Yesterday we launched a preview of quicktype. Here's a brief explanation of what it is.
For programmers
quicktype infers types from sample data (e.g. JSON), then outputs typed code in your desired programming language (C# and Go are available to start but more are planned).
There are a few simple tools that do this already, but quicktype is already a bit cleverer:
- meaningful type names are guessed from names in data
- equivalent types with different names are unified
- quicktype optionally outputs de/serialization helpers
- quicktype is smarter about maps/dictionaries
- quicktype synthesizes union types for heterogeneous data
- quicktype works locally and doesn't transfer, retain, or share your sample data
For everyone else
Apps and web services communicate with each other over the Internet by sending and receiving 'documents' of data. Here's an example of the kind of data Pokémon Go might download about nearby pokémon from a server:
{
"pokemon": [
{ "name": "Pikachu", "cp": 582, "hp": 44 },
{ "name": "Bulbasaur", "cp": 123, "hp": 32 }
]
}
Before you can toss a pokéball, the app needs to translate the downloaded data into a structured representation so it can be filtered, transformed, or displayed graphically.

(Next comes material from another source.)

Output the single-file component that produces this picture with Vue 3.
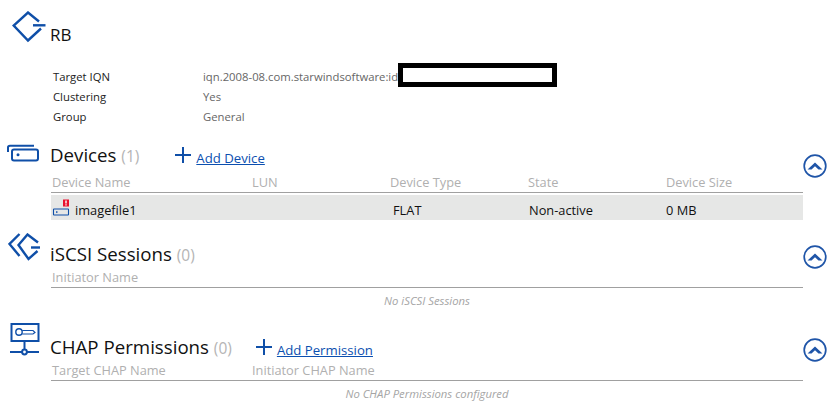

The structured representation, also known as the type of the data, is what allows the app to 'ignore', 'show pictures', 'prioritize', or do anything else meaningful with the downloaded data. The programmer writes code to define the type of the data.
This is not difficult code for a programmer to write—in fact, it's trivial and boring! That's where quicktype comes in.
Given sample data, quicktype automatically derives its type and writes the code needed to work with that data. It writes the boring code for the programmer, so she can save time and focus on the interesting stuff.